Les noces vont se dérouler entre Jenůfa et Laca quand, à ce moment-là, on annonce qu’un enfant assassiné a été découvert dans la rivière. Jenůfa le reconnaît. Les villageois s’apprêtent à la lapider. C’est alors que la Sacristine s’accuse du meurtre. Elle prend sur elle le péché d’autrui et, mystérieusement, c’est par son crime que va passer la grâce : Jenůfa délivrée, et elle-même allant au-devant du châtiment qui, seul, procure la réintégration. Jenůfa va lui accorder son pardon. En même temps, elle mesure à sa juste valeur tout l’amour que lui porte Laca. Elle accepte de suivre celui qui efface tout. « Alors que tout était perdu, que tout est ruiné, que l’innocence s’est enfuie du monde, l’amour renaît dans le cœur de Jenůfa. Mais ce qui s’exhale de son cœur n’est pas le triomphe orgueilleux de l’amour, sa glorieuse apothéose : non, c’est cette tige de cristal la voix égarée et soudain retrouvée, qui se fait brièvement entendre. » C. G.

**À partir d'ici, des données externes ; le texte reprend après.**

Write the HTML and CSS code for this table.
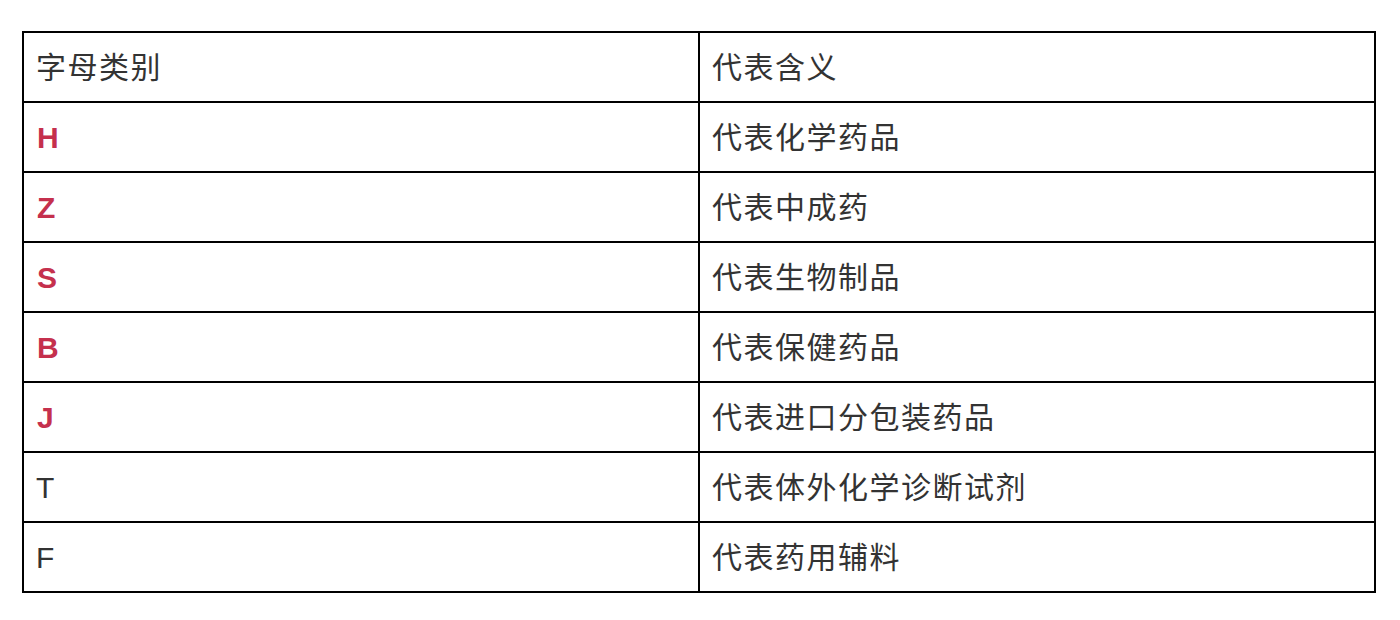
FILE: index.html
```html
<!DOCTYPE html>
<html lang="zh">
<head>
<meta charset="utf-8">
<link rel="stylesheet" href="styles.css">
</head>
<body>
<div class="wrap">
<table class="codes">
<tr><td class="c1">字母类别</td><td class="c2">代表含义</td></tr>
<tr><td class="c1"><span class="hl">H</span></td><td class="c2">代表化学药品</td></tr>
<tr><td class="c1"><span class="hl">Z</span></td><td class="c2">代表中成药</td></tr>
<tr><td class="c1"><span class="hl">S</span></td><td class="c2">代表生物制品</td></tr>
<tr><td class="c1"><span class="hl">B</span></td><td class="c2">代表保健药品</td></tr>
<tr><td class="c1"><span class="hl">J</span></td><td class="c2">代表进口分包装药品</td></tr>
<tr><td class="c1">T</td><td class="c2">代表体外化学诊断试剂</td></tr>
<tr><td class="c1">F</td><td class="c2">代表药用辅料</td></tr>
</table>
</div>
</body>
</html>
```

FILE: styles.css
```css
html, body {
  margin: 0;
  padding: 0;
  background: #ffffff;
}
.wrap {
  padding: 31px 24px 0 22px;
}
.codes {
  width: 1354px;
  border-collapse: collapse;
  font-family: "Liberation Sans", "Noto Sans CJK SC", sans-serif;
  font-size: 30px;
  color: #333333;
}
.codes td {
  border: 2px solid #000000;
  height: 70px;
  padding: 2px 14px 0 12px;
  vertical-align: middle;
  box-sizing: border-box;
  line-height: 1.2;
  letter-spacing: 1.5px;
}
.codes .c1 {
  width: 676px;
}
.hl {
  color: #c5304d;
  font-weight: bold;
  letter-spacing: 0;
  margin-left: 1px;
}
```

Cet opéra cruel s’achève ainsi sur une note d’espoir. Il se révèle être un monument d’efficacité scénique et musical. Entre la piété et la névrose, la douleur et la révolte, les acteurs-chanteurs, il faut les deux, chez Janáček plus qu’ailleurs, évoluent au sein d’une immense palette de couleurs et de climats. Histoire d’âmes, où chaque âme prisonnière ou gardienne de l’ordre, victime ou bourreau, porte sa capacité de crime comme sa capacité de salut.